### GIVEN TASK
Return all the data below as it stands, minus the pictures.

### RECORDED INFORMATION
────────────────────

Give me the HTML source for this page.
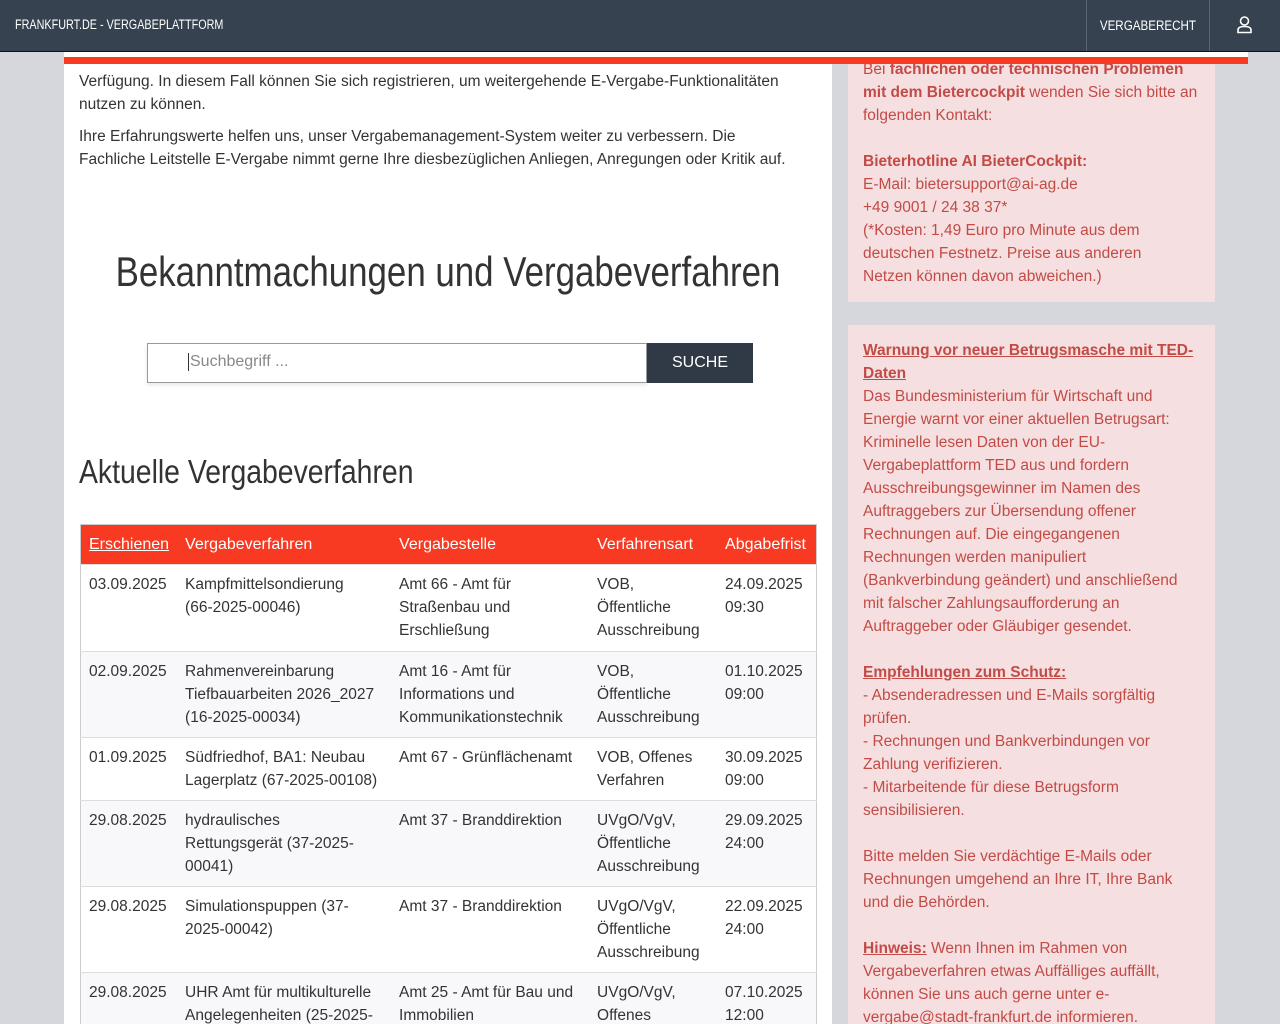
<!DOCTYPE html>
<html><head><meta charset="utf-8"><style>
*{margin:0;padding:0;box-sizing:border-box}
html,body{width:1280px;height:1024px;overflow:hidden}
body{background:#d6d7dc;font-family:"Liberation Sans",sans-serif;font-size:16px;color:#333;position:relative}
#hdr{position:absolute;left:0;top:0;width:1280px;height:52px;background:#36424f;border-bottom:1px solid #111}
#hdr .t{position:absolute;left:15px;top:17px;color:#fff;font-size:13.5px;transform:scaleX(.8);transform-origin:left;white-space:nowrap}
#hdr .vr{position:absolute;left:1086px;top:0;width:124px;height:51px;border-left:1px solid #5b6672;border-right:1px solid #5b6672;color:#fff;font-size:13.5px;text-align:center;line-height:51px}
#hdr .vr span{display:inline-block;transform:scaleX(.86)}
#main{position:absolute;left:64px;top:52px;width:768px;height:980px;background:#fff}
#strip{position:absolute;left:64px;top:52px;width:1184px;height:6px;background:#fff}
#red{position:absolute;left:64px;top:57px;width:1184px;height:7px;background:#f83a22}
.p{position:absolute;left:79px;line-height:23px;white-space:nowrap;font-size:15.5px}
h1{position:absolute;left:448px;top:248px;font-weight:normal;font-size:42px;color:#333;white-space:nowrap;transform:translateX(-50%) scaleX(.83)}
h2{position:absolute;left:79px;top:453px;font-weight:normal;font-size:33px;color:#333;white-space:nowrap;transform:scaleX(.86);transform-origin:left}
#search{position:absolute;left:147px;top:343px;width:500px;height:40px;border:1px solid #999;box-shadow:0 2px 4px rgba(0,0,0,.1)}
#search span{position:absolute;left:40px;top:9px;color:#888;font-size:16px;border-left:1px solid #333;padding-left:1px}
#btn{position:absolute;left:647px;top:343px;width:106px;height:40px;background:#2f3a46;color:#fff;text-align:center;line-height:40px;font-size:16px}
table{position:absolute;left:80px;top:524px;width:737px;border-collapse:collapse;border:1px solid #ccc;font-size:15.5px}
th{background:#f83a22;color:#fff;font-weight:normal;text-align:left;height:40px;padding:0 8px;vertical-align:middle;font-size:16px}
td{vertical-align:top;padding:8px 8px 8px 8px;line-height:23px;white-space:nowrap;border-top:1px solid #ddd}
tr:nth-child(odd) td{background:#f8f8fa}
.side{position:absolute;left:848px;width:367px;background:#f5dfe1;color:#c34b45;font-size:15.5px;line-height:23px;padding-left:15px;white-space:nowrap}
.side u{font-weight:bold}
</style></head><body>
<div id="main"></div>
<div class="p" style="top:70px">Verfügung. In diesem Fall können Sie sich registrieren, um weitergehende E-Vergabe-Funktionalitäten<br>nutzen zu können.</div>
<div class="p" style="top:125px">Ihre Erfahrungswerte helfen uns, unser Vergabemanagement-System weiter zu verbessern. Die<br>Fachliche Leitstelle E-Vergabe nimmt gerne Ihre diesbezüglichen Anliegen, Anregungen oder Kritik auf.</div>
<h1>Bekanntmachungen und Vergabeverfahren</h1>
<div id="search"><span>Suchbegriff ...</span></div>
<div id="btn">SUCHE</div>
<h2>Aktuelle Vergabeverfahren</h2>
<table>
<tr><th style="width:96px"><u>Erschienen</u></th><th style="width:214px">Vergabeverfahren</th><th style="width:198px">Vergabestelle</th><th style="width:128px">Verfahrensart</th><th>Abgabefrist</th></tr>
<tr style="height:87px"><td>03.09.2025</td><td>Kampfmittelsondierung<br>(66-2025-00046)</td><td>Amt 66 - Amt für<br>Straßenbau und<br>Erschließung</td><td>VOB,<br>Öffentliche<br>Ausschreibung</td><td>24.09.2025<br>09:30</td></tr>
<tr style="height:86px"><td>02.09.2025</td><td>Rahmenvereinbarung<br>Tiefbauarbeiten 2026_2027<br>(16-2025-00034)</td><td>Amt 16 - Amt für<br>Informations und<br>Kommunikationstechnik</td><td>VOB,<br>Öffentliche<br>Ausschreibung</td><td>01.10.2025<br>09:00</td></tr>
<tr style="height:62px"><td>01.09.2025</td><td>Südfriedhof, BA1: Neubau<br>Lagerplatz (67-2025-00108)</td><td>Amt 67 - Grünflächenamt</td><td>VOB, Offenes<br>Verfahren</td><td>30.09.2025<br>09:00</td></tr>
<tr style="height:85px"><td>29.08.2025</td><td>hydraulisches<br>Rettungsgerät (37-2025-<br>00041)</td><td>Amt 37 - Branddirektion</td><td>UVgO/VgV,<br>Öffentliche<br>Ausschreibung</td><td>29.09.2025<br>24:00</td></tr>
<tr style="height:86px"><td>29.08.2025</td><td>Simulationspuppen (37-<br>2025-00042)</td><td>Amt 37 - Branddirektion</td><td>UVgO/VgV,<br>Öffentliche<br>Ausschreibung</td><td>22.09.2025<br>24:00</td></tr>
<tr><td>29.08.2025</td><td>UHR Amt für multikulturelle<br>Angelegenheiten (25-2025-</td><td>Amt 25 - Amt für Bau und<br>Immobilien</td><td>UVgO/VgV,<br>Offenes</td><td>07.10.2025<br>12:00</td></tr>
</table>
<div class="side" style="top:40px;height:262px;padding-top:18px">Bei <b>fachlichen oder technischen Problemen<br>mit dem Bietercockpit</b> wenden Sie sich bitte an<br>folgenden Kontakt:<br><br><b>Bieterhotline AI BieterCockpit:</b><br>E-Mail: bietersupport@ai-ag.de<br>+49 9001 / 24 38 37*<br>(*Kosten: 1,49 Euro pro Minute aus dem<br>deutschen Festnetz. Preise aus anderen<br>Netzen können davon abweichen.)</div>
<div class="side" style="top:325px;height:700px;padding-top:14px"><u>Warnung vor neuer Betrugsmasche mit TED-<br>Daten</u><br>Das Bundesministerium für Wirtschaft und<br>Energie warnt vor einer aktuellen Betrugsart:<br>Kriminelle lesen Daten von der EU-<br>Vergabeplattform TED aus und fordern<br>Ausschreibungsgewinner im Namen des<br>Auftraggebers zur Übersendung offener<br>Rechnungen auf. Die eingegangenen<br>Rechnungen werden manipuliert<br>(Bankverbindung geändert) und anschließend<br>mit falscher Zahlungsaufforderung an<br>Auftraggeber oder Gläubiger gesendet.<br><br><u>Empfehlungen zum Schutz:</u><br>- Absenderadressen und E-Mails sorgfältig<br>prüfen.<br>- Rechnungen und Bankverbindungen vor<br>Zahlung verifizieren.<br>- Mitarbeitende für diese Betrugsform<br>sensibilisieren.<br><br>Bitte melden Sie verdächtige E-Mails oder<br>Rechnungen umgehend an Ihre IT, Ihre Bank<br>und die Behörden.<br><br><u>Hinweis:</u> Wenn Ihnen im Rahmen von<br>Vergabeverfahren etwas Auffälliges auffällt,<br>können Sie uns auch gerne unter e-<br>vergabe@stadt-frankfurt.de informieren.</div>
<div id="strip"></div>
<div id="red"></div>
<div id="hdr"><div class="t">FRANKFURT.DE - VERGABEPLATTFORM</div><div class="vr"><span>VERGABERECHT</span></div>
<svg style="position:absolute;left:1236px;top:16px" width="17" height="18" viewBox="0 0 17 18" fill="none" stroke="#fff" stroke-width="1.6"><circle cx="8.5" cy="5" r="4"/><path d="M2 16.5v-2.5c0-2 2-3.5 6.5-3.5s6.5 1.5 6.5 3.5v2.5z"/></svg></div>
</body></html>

────────────────────

### WRITTEN RESPONSE
Give me the HTML source for this page.
<!DOCTYPE html>
<html><head><meta charset="utf-8"><style>
*{margin:0;padding:0;box-sizing:border-box}
html,body{width:1280px;height:1024px;overflow:hidden}
body{background:#d6d7dc;font-family:"Liberation Sans",sans-serif;font-size:16px;color:#333;position:relative}
#hdr{position:absolute;left:0;top:0;width:1280px;height:52px;background:#36424f;border-bottom:1px solid #111}
#hdr .t{position:absolute;left:15px;top:17px;color:#fff;font-size:13.5px;transform:scaleX(.8);transform-origin:left;white-space:nowrap}
#hdr .vr{position:absolute;left:1086px;top:0;width:124px;height:51px;border-left:1px solid #5b6672;border-right:1px solid #5b6672;color:#fff;font-size:13.5px;text-align:center;line-height:51px}
#hdr .vr span{display:inline-block;transform:scaleX(.86)}
#main{position:absolute;left:64px;top:52px;width:768px;height:980px;background:#fff}
#strip{position:absolute;left:64px;top:52px;width:1184px;height:6px;background:#fff}
#red{position:absolute;left:64px;top:57px;width:1184px;height:7px;background:#f83a22}
.p{position:absolute;left:79px;line-height:23px;white-space:nowrap;font-size:15.5px}
h1{position:absolute;left:448px;top:248px;font-weight:normal;font-size:42px;color:#333;white-space:nowrap;transform:translateX(-50%) scaleX(.83)}
h2{position:absolute;left:79px;top:453px;font-weight:normal;font-size:33px;color:#333;white-space:nowrap;transform:scaleX(.86);transform-origin:left}
#search{position:absolute;left:147px;top:343px;width:500px;height:40px;border:1px solid #999;box-shadow:0 2px 4px rgba(0,0,0,.1)}
#search span{position:absolute;left:40px;top:9px;color:#888;font-size:16px;border-left:1px solid #333;padding-left:1px}
#btn{position:absolute;left:647px;top:343px;width:106px;height:40px;background:#2f3a46;color:#fff;text-align:center;line-height:40px;font-size:16px}
table{position:absolute;left:80px;top:524px;width:737px;border-collapse:collapse;border:1px solid #ccc;font-size:15.5px}
th{background:#f83a22;color:#fff;font-weight:normal;text-align:left;height:40px;padding:0 8px;vertical-align:middle;font-size:16px}
td{vertical-align:top;padding:8px 8px 8px 8px;line-height:23px;white-space:nowrap;border-top:1px solid #ddd}
tr:nth-child(odd) td{background:#f8f8fa}
.side{position:absolute;left:848px;width:367px;background:#f5dfe1;color:#c34b45;font-size:15.5px;line-height:23px;padding-left:15px;white-space:nowrap}
.side u{font-weight:bold}
</style></head><body>
<div id="main"></div>
<div class="p" style="top:70px">Verfügung. In diesem Fall können Sie sich registrieren, um weitergehende E-Vergabe-Funktionalitäten<br>nutzen zu können.</div>
<div class="p" style="top:125px">Ihre Erfahrungswerte helfen uns, unser Vergabemanagement-System weiter zu verbessern. Die<br>Fachliche Leitstelle E-Vergabe nimmt gerne Ihre diesbezüglichen Anliegen, Anregungen oder Kritik auf.</div>
<h1>Bekanntmachungen und Vergabeverfahren</h1>
<div id="search"><span>Suchbegriff ...</span></div>
<div id="btn">SUCHE</div>
<h2>Aktuelle Vergabeverfahren</h2>
<table>
<tr><th style="width:96px"><u>Erschienen</u></th><th style="width:214px">Vergabeverfahren</th><th style="width:198px">Vergabestelle</th><th style="width:128px">Verfahrensart</th><th>Abgabefrist</th></tr>
<tr style="height:87px"><td>03.09.2025</td><td>Kampfmittelsondierung<br>(66-2025-00046)</td><td>Amt 66 - Amt für<br>Straßenbau und<br>Erschließung</td><td>VOB,<br>Öffentliche<br>Ausschreibung</td><td>24.09.2025<br>09:30</td></tr>
<tr style="height:86px"><td>02.09.2025</td><td>Rahmenvereinbarung<br>Tiefbauarbeiten 2026_2027<br>(16-2025-00034)</td><td>Amt 16 - Amt für<br>Informations und<br>Kommunikationstechnik</td><td>VOB,<br>Öffentliche<br>Ausschreibung</td><td>01.10.2025<br>09:00</td></tr>
<tr style="height:62px"><td>01.09.2025</td><td>Südfriedhof, BA1: Neubau<br>Lagerplatz (67-2025-00108)</td><td>Amt 67 - Grünflächenamt</td><td>VOB, Offenes<br>Verfahren</td><td>30.09.2025<br>09:00</td></tr>
<tr style="height:85px"><td>29.08.2025</td><td>hydraulisches<br>Rettungsgerät (37-2025-<br>00041)</td><td>Amt 37 - Branddirektion</td><td>UVgO/VgV,<br>Öffentliche<br>Ausschreibung</td><td>29.09.2025<br>24:00</td></tr>
<tr style="height:86px"><td>29.08.2025</td><td>Simulationspuppen (37-<br>2025-00042)</td><td>Amt 37 - Branddirektion</td><td>UVgO/VgV,<br>Öffentliche<br>Ausschreibung</td><td>22.09.2025<br>24:00</td></tr>
<tr><td>29.08.2025</td><td>UHR Amt für multikulturelle<br>Angelegenheiten (25-2025-</td><td>Amt 25 - Amt für Bau und<br>Immobilien</td><td>UVgO/VgV,<br>Offenes</td><td>07.10.2025<br>12:00</td></tr>
</table>
<div class="side" style="top:40px;height:262px;padding-top:18px">Bei <b>fachlichen oder technischen Problemen<br>mit dem Bietercockpit</b> wenden Sie sich bitte an<br>folgenden Kontakt:<br><br><b>Bieterhotline AI BieterCockpit:</b><br>E-Mail: bietersupport@ai-ag.de<br>+49 9001 / 24 38 37*<br>(*Kosten: 1,49 Euro pro Minute aus dem<br>deutschen Festnetz. Preise aus anderen<br>Netzen können davon abweichen.)</div>
<div class="side" style="top:325px;height:700px;padding-top:14px"><u>Warnung vor neuer Betrugsmasche mit TED-<br>Daten</u><br>Das Bundesministerium für Wirtschaft und<br>Energie warnt vor einer aktuellen Betrugsart:<br>Kriminelle lesen Daten von der EU-<br>Vergabeplattform TED aus und fordern<br>Ausschreibungsgewinner im Namen des<br>Auftraggebers zur Übersendung offener<br>Rechnungen auf. Die eingegangenen<br>Rechnungen werden manipuliert<br>(Bankverbindung geändert) und anschließend<br>mit falscher Zahlungsaufforderung an<br>Auftraggeber oder Gläubiger gesendet.<br><br><u>Empfehlungen zum Schutz:</u><br>- Absenderadressen und E-Mails sorgfältig<br>prüfen.<br>- Rechnungen und Bankverbindungen vor<br>Zahlung verifizieren.<br>- Mitarbeitende für diese Betrugsform<br>sensibilisieren.<br><br>Bitte melden Sie verdächtige E-Mails oder<br>Rechnungen umgehend an Ihre IT, Ihre Bank<br>und die Behörden.<br><br><u>Hinweis:</u> Wenn Ihnen im Rahmen von<br>Vergabeverfahren etwas Auffälliges auffällt,<br>können Sie uns auch gerne unter e-<br>vergabe@stadt-frankfurt.de informieren.</div>
<div id="strip"></div>
<div id="red"></div>
<div id="hdr"><div class="t">FRANKFURT.DE - VERGABEPLATTFORM</div><div class="vr"><span>VERGABERECHT</span></div>
<svg style="position:absolute;left:1236px;top:16px" width="17" height="18" viewBox="0 0 17 18" fill="none" stroke="#fff" stroke-width="1.6"><circle cx="8.5" cy="5" r="4"/><path d="M2 16.5v-2.5c0-2 2-3.5 6.5-3.5s6.5 1.5 6.5 3.5v2.5z"/></svg></div>
</body></html>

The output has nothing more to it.